Tyler LaRiviere/Sun-Times

Before the main event, a manager welcomes us, notes films coming to the theater (“Idiocracy,” ahem) and asks that we leave our seats down when we exit the theater so staffers know where to do concentrated cleaning before the next showing.

I settle into my seat and gaze at the magnificent design of this 90-year-old palace, home to so many memories for me, including some name-drop moments, e.g., standing backstage with a hyper, pre-comeback Robert Downey Jr., in the early 2000s before we took the stage for a Q&A, having a beer just last summer with Jim Gaffigan in the outdoor garden after a screening and discussion of his great dramatic turn in “American Dreamer,” not to mention the half-dozen or so times I’ve attended an audience-participation holiday screening of “It’s a Wonderful Life.”

The house lights dim and the movie begins. For nearly three hours, we’re immersed in the onscreen adventure.

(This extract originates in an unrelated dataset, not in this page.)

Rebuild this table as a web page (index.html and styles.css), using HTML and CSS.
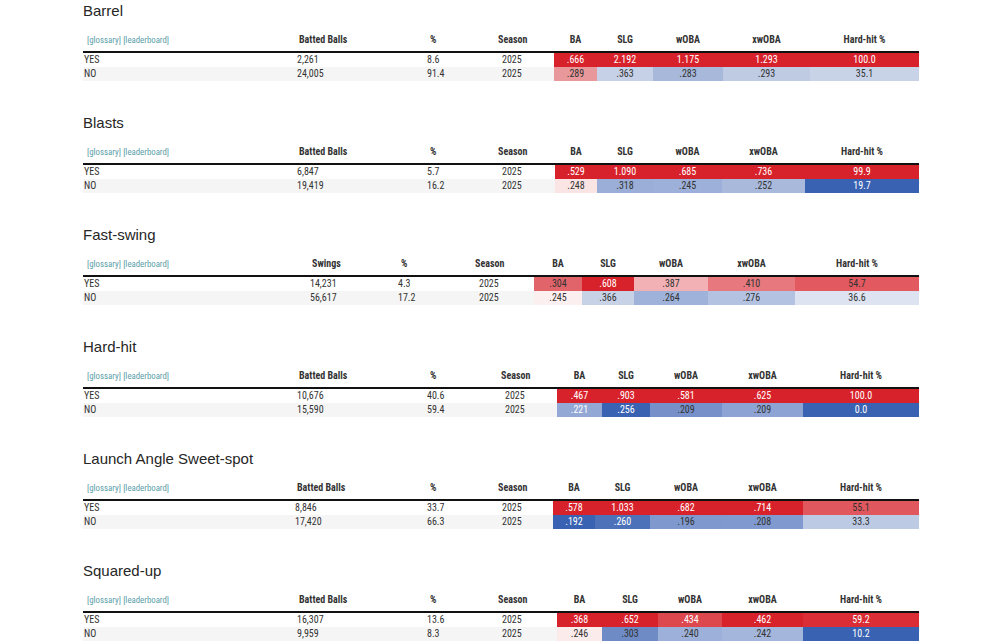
FILE: index.html
```html
<!DOCTYPE html>
<html lang="en">
<head>
<meta charset="utf-8">
<title>Statcast splits</title>
<link rel="stylesheet" href="styles.css">
</head>
<body>
<div class="page">

  <section class="stat">
    <h2 class="stat-title">Barrel</h2>
    <div class="tbl cols-barrel">
      <div class="row head">
        <div class="cell lab"><a class="links">[glossary]</a> <a class="links">[leaderboard]</a></div>
        <div class="cell cnt">Batted Balls</div>
        <div class="cell pct">%</div>
        <div class="cell sea">Season</div>
        <div class="cell m">BA</div>
        <div class="cell m">SLG</div>
        <div class="cell m">wOBA</div>
        <div class="cell m">xwOBA</div>
        <div class="cell m">Hard-hit %</div>
      </div>
      <div class="row">
        <div class="cell lab">YES</div>
        <div class="cell cnt">2,261</div>
        <div class="cell pct">8.6</div>
        <div class="cell sea">2025</div>
        <div class="cell m hot" style="background:#d8222b">.666</div>
        <div class="cell m hot" style="background:#d8222b">2.192</div>
        <div class="cell m hot" style="background:#d8222b">1.175</div>
        <div class="cell m hot" style="background:#d8222b">1.293</div>
        <div class="cell m hot" style="background:#d8222b">100.0</div>
      </div>
      <div class="row alt">
        <div class="cell lab">NO</div>
        <div class="cell cnt">24,005</div>
        <div class="cell pct">91.4</div>
        <div class="cell sea">2025</div>
        <div class="cell m" style="background:#e8979a">.289</div>
        <div class="cell m" style="background:#c6d0e6">.363</div>
        <div class="cell m" style="background:#a7b8db">.283</div>
        <div class="cell m" style="background:#bfcae3">.293</div>
        <div class="cell m" style="background:#c9d3e7">35.1</div>
      </div>
    </div>
  </section>

  <section class="stat">
    <h2 class="stat-title">Blasts</h2>
    <div class="tbl cols-blasts">
      <div class="row head">
        <div class="cell lab"><a class="links">[glossary]</a> <a class="links">[leaderboard]</a></div>
        <div class="cell cnt">Batted Balls</div>
        <div class="cell pct">%</div>
        <div class="cell sea">Season</div>
        <div class="cell m">BA</div>
        <div class="cell m">SLG</div>
        <div class="cell m">wOBA</div>
        <div class="cell m">xwOBA</div>
        <div class="cell m">Hard-hit %</div>
      </div>
      <div class="row">
        <div class="cell lab">YES</div>
        <div class="cell cnt">6,847</div>
        <div class="cell pct">5.7</div>
        <div class="cell sea">2025</div>
        <div class="cell m hot" style="background:#d8222b">.529</div>
        <div class="cell m hot" style="background:#d8222b">1.090</div>
        <div class="cell m hot" style="background:#d8222b">.685</div>
        <div class="cell m hot" style="background:#d8222b">.736</div>
        <div class="cell m hot" style="background:#d8222b">99.9</div>
      </div>
      <div class="row alt">
        <div class="cell lab">NO</div>
        <div class="cell cnt">19,419</div>
        <div class="cell pct">16.2</div>
        <div class="cell sea">2025</div>
        <div class="cell m" style="background:#fbe4e4">.248</div>
        <div class="cell m" style="background:#9aaed7">.318</div>
        <div class="cell m" style="background:#9db0d9">.245</div>
        <div class="cell m" style="background:#a9b9dc">.252</div>
        <div class="cell m hot" style="background:#3a62b2">19.7</div>
      </div>
    </div>
  </section>

  <section class="stat">
    <h2 class="stat-title">Fast-swing</h2>
    <div class="tbl cols-fast">
      <div class="row head">
        <div class="cell lab"><a class="links">[glossary]</a> <a class="links">[leaderboard]</a></div>
        <div class="cell cnt">Swings</div>
        <div class="cell pct">%</div>
        <div class="cell sea">Season</div>
        <div class="cell m">BA</div>
        <div class="cell m">SLG</div>
        <div class="cell m">wOBA</div>
        <div class="cell m">xwOBA</div>
        <div class="cell m">Hard-hit %</div>
      </div>
      <div class="row">
        <div class="cell lab">YES</div>
        <div class="cell cnt">14,231</div>
        <div class="cell pct">4.3</div>
        <div class="cell sea">2025</div>
        <div class="cell m" style="background:#e1646a">.304</div>
        <div class="cell m hot" style="background:#d8222b">.608</div>
        <div class="cell m" style="background:#f2b1b4">.387</div>
        <div class="cell m" style="background:#e7787d">.410</div>
        <div class="cell m" style="background:#e2595f">54.7</div>
      </div>
      <div class="row alt">
        <div class="cell lab">NO</div>
        <div class="cell cnt">56,617</div>
        <div class="cell pct">17.2</div>
        <div class="cell sea">2025</div>
        <div class="cell m" style="background:#fcefef">.245</div>
        <div class="cell m" style="background:#c8d2e7">.366</div>
        <div class="cell m" style="background:#9fb2da">.264</div>
        <div class="cell m" style="background:#b3c2e1">.276</div>
        <div class="cell m" style="background:#dde3f1">36.6</div>
      </div>
    </div>
  </section>

  <section class="stat">
    <h2 class="stat-title">Hard-hit</h2>
    <div class="tbl cols-hard">
      <div class="row head">
        <div class="cell lab"><a class="links">[glossary]</a> <a class="links">[leaderboard]</a></div>
        <div class="cell cnt">Batted Balls</div>
        <div class="cell pct">%</div>
        <div class="cell sea">Season</div>
        <div class="cell m">BA</div>
        <div class="cell m">SLG</div>
        <div class="cell m">wOBA</div>
        <div class="cell m">xwOBA</div>
        <div class="cell m">Hard-hit %</div>
      </div>
      <div class="row">
        <div class="cell lab">YES</div>
        <div class="cell cnt">10,676</div>
        <div class="cell pct">40.6</div>
        <div class="cell sea">2025</div>
        <div class="cell m hot" style="background:#d8222b">.467</div>
        <div class="cell m hot" style="background:#d8222b">.903</div>
        <div class="cell m hot" style="background:#d8222b">.581</div>
        <div class="cell m hot" style="background:#d8222b">.625</div>
        <div class="cell m hot" style="background:#d8222b">100.0</div>
      </div>
      <div class="row alt">
        <div class="cell lab">NO</div>
        <div class="cell cnt">15,590</div>
        <div class="cell pct">59.4</div>
        <div class="cell sea">2025</div>
        <div class="cell m hot" style="background:#93a8d5">.221</div>
        <div class="cell m hot" style="background:#3a62b2">.256</div>
        <div class="cell m" style="background:#7690ca">.209</div>
        <div class="cell m" style="background:#8da3d3">.209</div>
        <div class="cell m hot" style="background:#3a62b2">0.0</div>
      </div>
    </div>
  </section>

  <section class="stat">
    <h2 class="stat-title">Launch Angle Sweet-spot</h2>
    <div class="tbl cols-launch">
      <div class="row head">
        <div class="cell lab"><a class="links">[glossary]</a> <a class="links">[leaderboard]</a></div>
        <div class="cell cnt">Batted Balls</div>
        <div class="cell pct">%</div>
        <div class="cell sea">Season</div>
        <div class="cell m">BA</div>
        <div class="cell m">SLG</div>
        <div class="cell m">wOBA</div>
        <div class="cell m">xwOBA</div>
        <div class="cell m">Hard-hit %</div>
      </div>
      <div class="row">
        <div class="cell lab">YES</div>
        <div class="cell cnt">8,846</div>
        <div class="cell pct">33.7</div>
        <div class="cell sea">2025</div>
        <div class="cell m hot" style="background:#d8222b">.578</div>
        <div class="cell m hot" style="background:#d8222b">1.033</div>
        <div class="cell m hot" style="background:#d8222b">.682</div>
        <div class="cell m hot" style="background:#d8222b">.714</div>
        <div class="cell m" style="background:#e0585e">55.1</div>
      </div>
      <div class="row alt">
        <div class="cell lab">NO</div>
        <div class="cell cnt">17,420</div>
        <div class="cell pct">66.3</div>
        <div class="cell sea">2025</div>
        <div class="cell m hot" style="background:#3a62b2">.192</div>
        <div class="cell m hot" style="background:#4d72ba">.260</div>
        <div class="cell m" style="background:#7f98cd">.196</div>
        <div class="cell m" style="background:#8099ce">.208</div>
        <div class="cell m" style="background:#bccae4">33.3</div>
      </div>
    </div>
  </section>

  <section class="stat">
    <h2 class="stat-title">Squared-up</h2>
    <div class="tbl cols-squared">
      <div class="row head">
        <div class="cell lab"><a class="links">[glossary]</a> <a class="links">[leaderboard]</a></div>
        <div class="cell cnt">Batted Balls</div>
        <div class="cell pct">%</div>
        <div class="cell sea">Season</div>
        <div class="cell m">BA</div>
        <div class="cell m">SLG</div>
        <div class="cell m">wOBA</div>
        <div class="cell m">xwOBA</div>
        <div class="cell m">Hard-hit %</div>
      </div>
      <div class="row">
        <div class="cell lab">YES</div>
        <div class="cell cnt">16,307</div>
        <div class="cell pct">13.6</div>
        <div class="cell sea">2025</div>
        <div class="cell m hot" style="background:#d8222b">.368</div>
        <div class="cell m hot" style="background:#d8222b">.652</div>
        <div class="cell m hot" style="background:#dd474e">.434</div>
        <div class="cell m hot" style="background:#d8222b">.462</div>
        <div class="cell m hot" style="background:#da2d35">59.2</div>
      </div>
      <div class="row alt">
        <div class="cell lab">NO</div>
        <div class="cell cnt">9,959</div>
        <div class="cell pct">8.3</div>
        <div class="cell sea">2025</div>
        <div class="cell m" style="background:#fcebeb">.246</div>
        <div class="cell m" style="background:#6e8bc6">.303</div>
        <div class="cell m" style="background:#9db0d9">.240</div>
        <div class="cell m" style="background:#a4b6db">.242</div>
        <div class="cell m hot" style="background:#3a62b2">10.2</div>
      </div>
    </div>
  </section>

</div>
</body>
</html>
```

FILE: styles.css
```css
html, body {
  margin: 0;
  padding: 0;
  background: #ffffff;
}

body {
  font-family: "Roboto Condensed", "Liberation Sans Narrow", Roboto, sans-serif;
  font-stretch: condensed;
  color: #333333;
}

.page {
  width: 836px;
  margin-left: 83px;
  padding-top: 2px;
  display: flex;
  flex-direction: column;
  gap: 33px;
}

.stat-title {
  margin: 0;
  font-family: "Liberation Sans", Arial, sans-serif;
  font-stretch: normal;
  font-weight: 400;
  font-size: 15px;
  line-height: 18px;
  color: #262626;
}

.tbl {
  margin-top: 7px;
}

.cols-barrel  { --cols: 204px 130px 71px 66px 43px 56px 70px 87px 109px; }
.cols-blasts  { --cols: 204px 130px 71px 67px 42px 56px 69px 83px 114px; }
.cols-fast    { --cols: 217px 88px 77px 69px 48px 52px 74px 87px 124px; }
.cols-hard    { --cols: 204px 130px 74px 66px 45px 48px 72px 81px 116px; }
.cols-launch  { --cols: 202px 132px 71px 65px 42px 55px 72px 81px 116px; }
.cols-squared { --cols: 204px 130px 71px 69px 45px 56px 64px 81px 116px; }

.row {
  display: grid;
  grid-template-columns: var(--cols);
  height: 14px;
  font-size: 10px;
  line-height: 14px;
  color: #333333;
}

.row.alt {
  background: #f5f5f5;
}

.row.head {
  height: 24px;
  line-height: 25px;
  font-weight: 700;
  border-bottom: 2px solid #111111;
  color: #333333;
}

.cell {
  white-space: nowrap;
  overflow: hidden;
}

.lab {
  padding-left: 1px;
}

.head .lab {
  padding-left: 4px;
}

.links {
  font-size: 8.8px;
  font-weight: 400;
  color: #5a9ea8;
  text-decoration: none;
}

.cnt,
.pct,
.sea {
  padding-left: 10px;
}

.head .cnt { padding-left: 12px; }
.head .pct { padding-left: 13px; }
.row:not(.head) .sea { padding-left: 14px; }

.m {
  text-align: center;
}

.m.hot {
  color: #ffffff;
}
```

We’re quiet and spaced far apart from one another, yet it’s a collective viewing experience, one that cannot be duplicated at home.

“Interstellar” is a complex and sometimes dizzying film that embraces science but also indulges in mind-bending science fiction. It’s also shamelessly romantic at times, most notably when Anne Hathaway’s Brand admits to her fellow space explorer Cooper that yes, she wants their ship to chart a particular course because it would lead them to an astronaut she’s in love with, who embarked on an exploratory mission some 10 years earlier. Coop says they have to listen to the science when making such a huge decision. Brand responds:

“The tiniest possibility of seeing [him] excites me. That doesn’t mean I’m wrong. Love isn’t something we invented, it’s observable, it’s powerful. It has to mean something. … I’m drawn across the universe to someone I haven’t seen in a decade who I know is probably dead. Love is the one thing we’re capable of perceiving that transcends dimensions of time and space. Maybe we should trust that even if we can’t understand it.”

Call that corny if you will, but I kinda loved that speech. We DO have to listen to the science — it’s a matter of life and death — but as we’re fighting an invisible enemy, there’s room believing in other things we can’t see. Things like love. Maybe a little bit more now than ever.